Improved technical competence, more frequent meetings of subsidiary bodies and reports by member governments all place an additional burden on the Secretariat. Furthermore, it is required to produce factual surveys on world economic conditions and trends and it is hoped that preparations by the Secretariat for future meetings of the Council and subsidiary bodies will be generally more adequate than in the past. There is involved, therefore, the question of additional recruitment to the Secretariat and provision of funds for this recruitment. The Sixth Session should give detailed consideration to this question.

Article 63 of the United Nations Charter places on the Council the responsibility for co-ordination of the activities of the specialised economic agencies. This responsibility should be not merely the negative one of correcting any duplication of activities which may occur but should be regarded in a positive sense of giving direction to the activities of the various agencies. Policy direction should be distinguished from co- ordination of administrative affairs which has been placed in the care of a Coordinating Committee composed of officers of the Secretariat and the specialised agencies. While the latter should continue, policy direction should receive the greater emphasis.

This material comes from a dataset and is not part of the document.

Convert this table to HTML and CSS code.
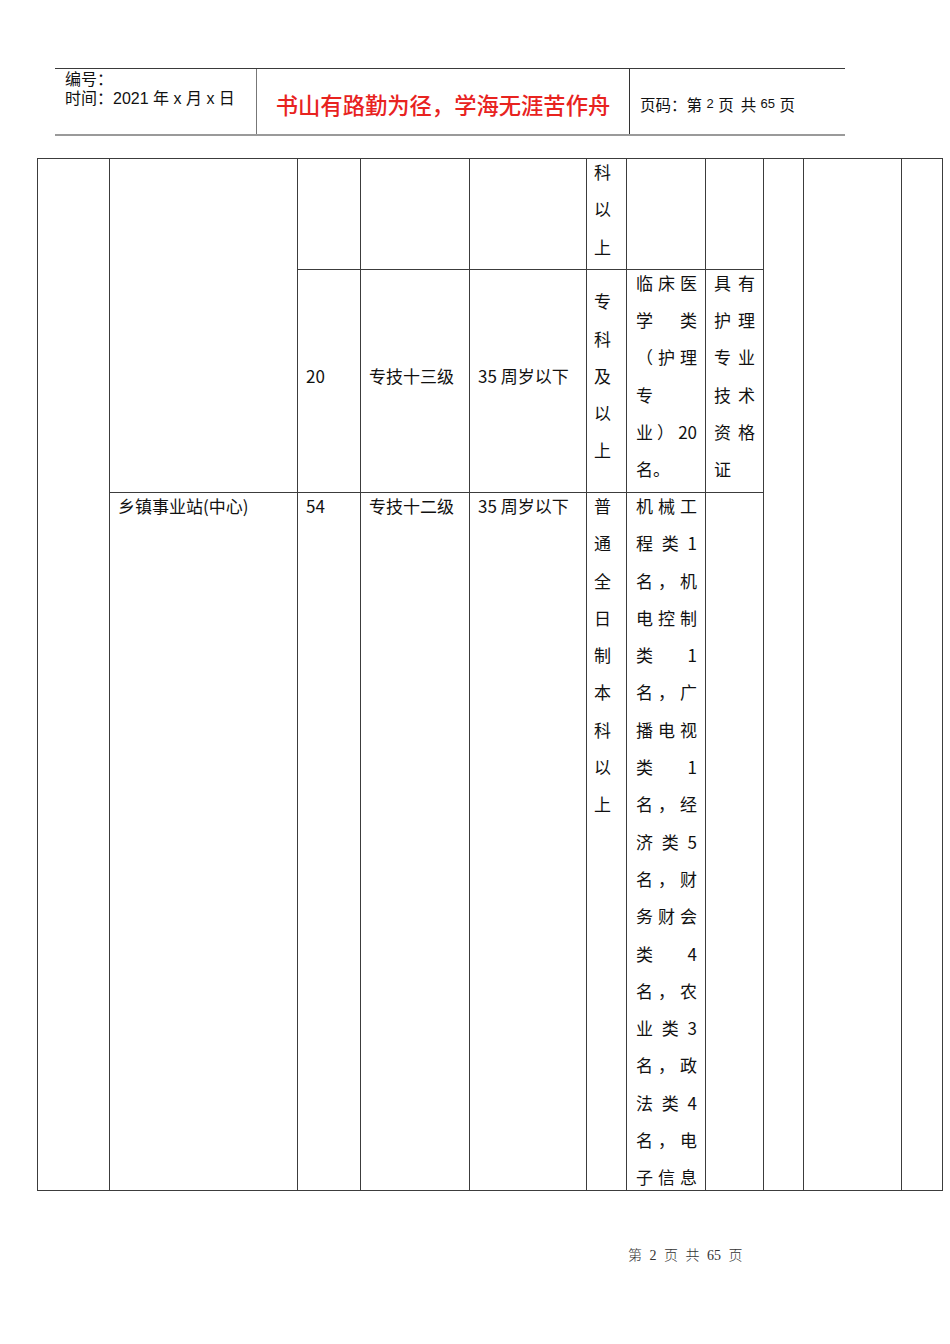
FILE: index.html
```html
<!DOCTYPE html>
<html lang="zh-CN">
<head>
<meta charset="utf-8">
<title>第2页</title>
<link rel="stylesheet" href="styles.css">
</head>
<body>
<div class="page">
  <div class="header">
    <div class="h-left">
      <div>编号：</div>
      <div>时间：2021 年 x 月 x 日</div>
    </div>
    <div class="h-mid">书山有路勤为径，学海无涯苦作舟</div>
    <div class="h-right">页码：第 <span class="num">2</span> 页&nbsp; 共 <span class="num">65</span> 页</div>
  </div>

  <div class="grid">
    <div class="cell c1 rall"></div>
    <div class="cell c2 rtop"></div>

    <div class="cell c3 r1"></div>
    <div class="cell c4 r1"></div>
    <div class="cell c5 r1"></div>
    <div class="cell c6 r1 narrow top"><div class="inner"><div>科</div><div>以</div><div>上</div></div></div>
    <div class="cell c7 r1"></div>
    <div class="cell c8 r1"></div>

    <div class="cell c3 r2 mid"><div>20</div></div>
    <div class="cell c4 r2 mid"><div>专技十三级</div></div>
    <div class="cell c5 r2 mid"><div>35 周岁以下</div></div>
    <div class="cell c6 r2 narrow mid">
      <div>专</div><div>科</div><div>及</div><div>以</div><div>上</div>
    </div>
    <div class="cell c7 r2 wide mid">
      <div class="jl"><span>临</span><span>床</span><span>医</span></div>
      <div class="jl"><span>学</span><span>类</span></div>
      <div class="jl"><span>（</span><span>护</span><span>理</span></div>
      <div class="jl"><span>专</span></div>
      <div class="jl"><span>业</span><span>）</span><span>20</span></div>
      <div class="jl"><span>名。</span></div>
    </div>
    <div class="cell c8 r2 mid">
      <div class="jl"><span>具</span><span>有</span></div>
      <div class="jl"><span>护</span><span>理</span></div>
      <div class="jl"><span>专</span><span>业</span></div>
      <div class="jl"><span>技</span><span>术</span></div>
      <div class="jl"><span>资</span><span>格</span></div>
      <div class="jl"><span>证</span></div>
    </div>

    <div class="cell c2 r3 top"><div class="inner">乡镇事业站(中心)</div></div>
    <div class="cell c3 r3 top"><div class="inner">54</div></div>
    <div class="cell c4 r3 top"><div class="inner">专技十二级</div></div>
    <div class="cell c5 r3 top"><div class="inner">35 周岁以下</div></div>
    <div class="cell c6 r3 narrow top"><div class="inner">
      <div>普</div><div>通</div><div>全</div><div>日</div><div>制</div><div>本</div><div>科</div><div>以</div><div>上</div>
    </div></div>
    <div class="cell c7 r3 wide top"><div class="inner">
      <div class="jl"><span>机</span><span>械</span><span>工</span></div>
      <div class="jl"><span>程</span><span>类</span><span>1</span></div>
      <div class="jl"><span>名</span><span>，</span><span>机</span></div>
      <div class="jl"><span>电</span><span>控</span><span>制</span></div>
      <div class="jl"><span>类</span><span>1</span></div>
      <div class="jl"><span>名</span><span>，</span><span>广</span></div>
      <div class="jl"><span>播</span><span>电</span><span>视</span></div>
      <div class="jl"><span>类</span><span>1</span></div>
      <div class="jl"><span>名</span><span>，</span><span>经</span></div>
      <div class="jl"><span>济</span><span>类</span><span>5</span></div>
      <div class="jl"><span>名</span><span>，</span><span>财</span></div>
      <div class="jl"><span>务</span><span>财</span><span>会</span></div>
      <div class="jl"><span>类</span><span>4</span></div>
      <div class="jl"><span>名</span><span>，</span><span>农</span></div>
      <div class="jl"><span>业</span><span>类</span><span>3</span></div>
      <div class="jl"><span>名</span><span>，</span><span>政</span></div>
      <div class="jl"><span>法</span><span>类</span><span>4</span></div>
      <div class="jl"><span>名</span><span>，</span><span>电</span></div>
      <div class="jl"><span>子</span><span>信</span><span>息</span></div>
    </div></div>
    <div class="cell c8 r3"></div>

    <div class="cell c9 rall"></div>
    <div class="cell c10 rall"></div>
    <div class="cell c11 rall"></div>
  </div>

  <div class="footer">第 <span class="fnum">2</span> 页 共 <span class="fnum">65</span> 页</div>
</div>
</body>
</html>
```

FILE: styles.css
```css
html, body {
  margin: 0;
  padding: 0;
  background: #ffffff;
}

body {
  font-family: "Noto Sans CJK SC", "Noto Sans", sans-serif;
  color: #111111;
}

.page {
  width: 950px;
  height: 1344px;
  overflow: hidden;
  padding-top: 68px;
  box-sizing: border-box;
}

/* ---------- header ---------- */
.header {
  margin-left: 55px;
  width: 790px;
  height: 68px;
  box-sizing: border-box;
  border-top: 1px solid #3a3a3a;
  border-bottom: 2px solid #9a9a9a;
  display: flex;
}

.h-left {
  width: 201px;
  box-sizing: border-box;
  padding: 1px 0 0 10px;
  font-family: "Liberation Sans", "Noto Sans CJK SC", sans-serif;
  font-size: 16px;
  line-height: 19px;
  color: #111111;
}

.h-mid {
  width: 373px;
  box-sizing: border-box;
  border-left: 1px solid #777777;
  display: flex;
  align-items: center;
  justify-content: center;
  padding-top: 4px;
  font-size: 22.3px;
  font-weight: 500;
  color: #e8231f;
}

.h-right {
  flex: 1;
  box-sizing: border-box;
  border-left: 1px solid #333333;
  display: flex;
  align-items: center;
  padding: 4px 0 0 10px;
  font-size: 15.5px;
  color: #111111;
  white-space: pre;
}

.h-right .num {
  font-family: "Liberation Sans", sans-serif;
  font-size: 13px;
  margin: 0 1px;
}

/* ---------- table grid ---------- */
.grid {
  margin-top: 22px;
  margin-left: 37px;
  width: max-content;
  display: grid;
  grid-template-columns: 71px 187px 62px 108px 116px 39px 78px 57px 39px 97px 40px;
  grid-template-rows: 110px 222px 697px;
  gap: 1px;
  padding: 1px;
  background: #3c3c3c;
}

.cell {
  background: #ffffff;
  overflow: hidden;
  padding: 0 8px;
  font-size: 17px;
  line-height: 37.3px;
  color: #111111;
  white-space: nowrap;
}

.c1 { grid-column: 1; }
.c2 { grid-column: 2; }
.c3 { grid-column: 3; }
.c4 { grid-column: 4; }
.c5 { grid-column: 5; }
.c6 { grid-column: 6; }
.c7 { grid-column: 7; }
.c8 { grid-column: 8; }
.c9 { grid-column: 9; }
.c10 { grid-column: 10; }
.c11 { grid-column: 11; }

.r1 { grid-row: 1; }
.r2 { grid-row: 2; }
.r3 { grid-row: 3; }
.rtop { grid-row: 1 / 3; }
.rall { grid-row: 1 / 4; }

.narrow { padding: 0 7px; }
.wide { padding: 0 8px 0 9px; }

.mid {
  display: flex;
  flex-direction: column;
  justify-content: center;
  padding-bottom: 11px;
}

.top .inner {
  margin-top: -6px;
}

.jl {
  display: flex;
  justify-content: space-between;
}

/* ---------- footer ---------- */
.footer {
  margin-top: 55px;
  padding-left: 628px;
  font-family: "Liberation Serif", "Noto Sans CJK SC", serif;
  font-size: 14px;
  line-height: 20px;
  font-weight: 300;
  color: #333333;
  word-spacing: 4px;
}

.footer .fnum {
  font-family: "Liberation Serif", serif;
  font-size: 14px;
}
```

The Regional Economic Commissions should be able to assist.

The above does not pretend to be an exhaustive analysis of the problems facing the Council, but rather a general guide to these problems. With your concurrence, I would suggest that the Department of External Affairs should call a meeting of the Interdepartmental Committee on ITO early in the New Year to discuss these problems. The Secretary of the Department of External Affairs should, I think, act as Chairman for this purpose.

I should be pleased to have your views on this matter. [2]


Acting Prime Minister

1 International Trade Organisation.

2 Subsequently Evatt decided that a small committee comprised of representatives of the departments of External Affairs, Treasury and Post-war Reconstruction should meet for informal consultations. Other departments would be called in as required.

See Shann's memoranda to McFarlane and Coombs, dated 28 January 1948.